So let me preface this by saying that I am a huge Batman fan and he is my absolute favorite comic book character. I love the grittiness, anti-hero-ness and general badassery that surrounds the character in (almost) every incarnation (and I love Christopher Nolan’s adaptation.) So naturally, back when the game Arkham Asylum came out, I was incredibly stoked.
Then I played it, and became caught in a dilemma.
Yes, the game had excellent graphics, excellent gameplay, everything that was to be hoped for and more. But I quickly found that the game’s portrayal of the mentally ill does nothing to help with stigma. If nothing else, it seems to imply that most, if not all of its patients, are beyond helping (and the only good way to deal with them is to beat them senseless.)
Now, yes, it’s true that the only patients we actually see in the game are the violent ones (and that one guy still locked in his cell who paces back and forth in a truly disturbing way.) But still, its portrayal of what a mental hospital is like is very dehumanizing. The people who work there apparently mistreat their patients (electrical weapons for making them “compliant”, anyone?) and they are shown to be the relative “good” guys, the ones you’re rescuing. So basically, the game injects the mainstream world with the ideas that “crazy” people are always violent and that mental wards are dark, creepy, terrible places to be. And if that doesn’t take us a step back in de-stigmatizing mental illness, I don’t know what does.
I am well aware that the game heavily incorporated elements from a graphic novel by the same name. I’ve read it. I own a copy. It’s an amazing piece of work. It was the first comic to incorporate serious psychological elements, and the first to effectively explore Batman’s own sanity. And it does a really good job of doing these things, as well as providing the backstory of the asylum, all in a dream-like, eerie way (really, if you want a taste of what the disjointed thinking of psychosis feels like, read the graphic novel. I read somewhere that the author approximated that kind of thinking by depriving himself of sleep in order to write it.) It delves into the idea of madness, but it’s not offensive. So, no problems with the graphic novel the game was based on.

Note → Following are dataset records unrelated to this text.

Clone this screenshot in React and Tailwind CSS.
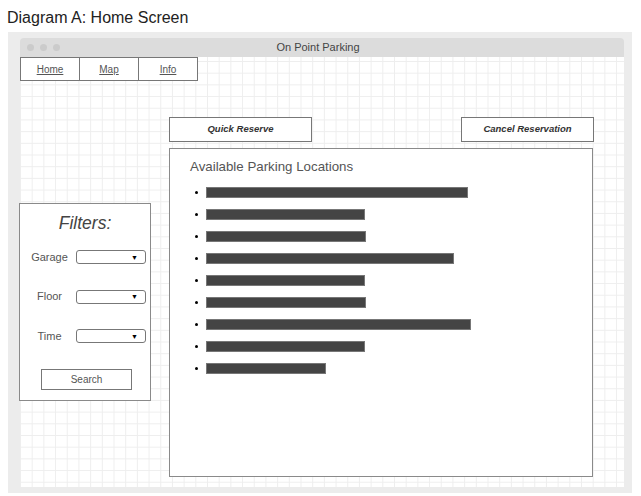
import React from 'react';

const bars = [262, 159, 160, 248, 159, 160, 265, 159, 120];

function Select() {
  return (
    <div className="w-[70px] h-[14px] border border-[#777] rounded-[3px] bg-white flex items-center justify-end pr-[7px]">
      <span className="text-[7px] leading-none text-black">▼</span>
    </div>
  );
}

function FilterRow({ label }) {
  return (
    <div className="flex items-center h-[14px]">
      <div className="w-[56px] pl-[3px] text-center text-[11px] text-[#555]">{label}</div>
      <Select />
    </div>
  );
}

export default function App() {
  return (
    <div className="w-[641px] h-[496px] bg-white font-['Liberation_Sans',Arial,sans-serif]">
      <div className="h-[32px] pl-[7px] pt-[9px] text-[16px] leading-[18px] text-[#222]">
        Diagram A: Home Screen
      </div>

      <div className="ml-[8px] w-[624px] h-[461px] bg-[#ececec] pl-[12px] pr-[8px] pt-[6px]">
        <div className="w-[604px] h-[449px] flex flex-col">
          {/* title bar */}
          <div className="h-[19px] bg-[#dcdcdc] rounded-t-[4px] flex items-center">
            <div className="flex gap-[6px] pl-[7px]">
              <span className="w-[7px] h-[7px] rounded-full bg-[#cbcbcb]" />
              <span className="w-[7px] h-[7px] rounded-full bg-[#cbcbcb]" />
              <span className="w-[7px] h-[7px] rounded-full bg-[#cbcbcb]" />
            </div>
            <div className="flex-1 text-center text-[11px] text-[#444] pr-[48px]">On Point Parking</div>
          </div>

          {/* canvas */}
          <div className="flex-1 bg-white bg-[linear-gradient(to_right,#eeeeee_1px,transparent_1px),linear-gradient(to_bottom,#eeeeee_1px,transparent_1px)] bg-[size:11.7px_11.7px] bg-[position:0px_4px]">
            <div className="flex h-[24px]">
              {['Home', 'Map', 'Info'].map((t) => (
                <div
                  key={t}
                  className="w-[60px] h-[24px] border border-[#777] -mr-px flex items-center justify-center text-[10px] text-[#555] underline bg-white"
                >
                  {t}
                </div>
              ))}
            </div>

            <div className="flex items-start">
              {/* filters */}
              <div className="mt-[122px] -ml-px w-[132px] h-[198px] border border-[#8a8a8a] bg-white flex flex-col">
                <div className="pt-[6px] h-[38px] text-center text-[17.5px] italic text-[#444]">Filters:</div>
                <div className="flex flex-col gap-[25.5px] pt-[8px]">
                  <FilterRow label="Garage" />
                  <FilterRow label="Floor" />
                  <FilterRow label="Time" />
                </div>
                <div className="flex justify-center pt-[26px] pl-[3px]">
                  <div className="w-[91px] h-[21px] border border-[#777] flex items-center justify-center text-[10px] text-[#555]">
                    Search
                  </div>
                </div>
              </div>

              {/* right column */}
              <div className="ml-[18px] mt-[36px] w-[425px] flex flex-col gap-[6px]">
                <div className="flex justify-between h-[25px]">
                  <div className="w-[143px] border border-[#777] bg-white flex items-center justify-center text-[9.5px] font-bold italic text-[#333]">
                    Quick Reserve
                  </div>
                  <div className="w-[133px] border border-[#777] bg-white flex items-center justify-center text-[9.5px] font-bold italic text-[#333]">
                    Cancel Reservation
                  </div>
                </div>
                <div className="w-[424px] h-[329px] border border-[#8a8a8a] bg-white pl-[20px] pt-[9px]">
                  <div className="text-[13.3px] text-[#555] leading-[18px]">Available Parking Locations</div>
                  <div className="flex flex-col gap-[11px] pt-[11px]">
                    {bars.map((w, i) => (
                      <div key={i} className="flex items-center h-[11px]">
                        <span className="w-[3px] h-[3px] rounded-full bg-black ml-[5px] mr-[8px]" />
                        <span className="h-[11px] bg-[#444] border border-[#777]" style={{ width: w }} />
                      </div>
                    ))}
                  </div>
                </div>
              </div>
            </div>
          </div>
        </div>
      </div>
    </div>
  );
}
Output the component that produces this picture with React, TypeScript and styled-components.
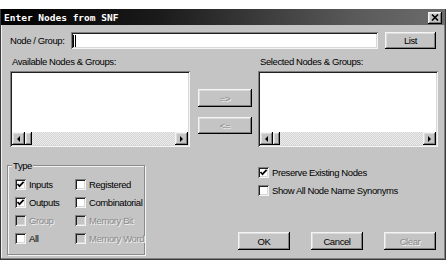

I don’t know, maybe I’m just seeing the game in the wrong light. As I mentioned, you do only see the violent patients, and I think it’s completely justifiable to fight back someone who is trying to kill you.
I haven’t played the sequel yet, but I intend to. Until then, I’ll just remain stuck with my feelings on the first, torn between loving the game for being, well, a great game, and disliking it for being so stigmatizing.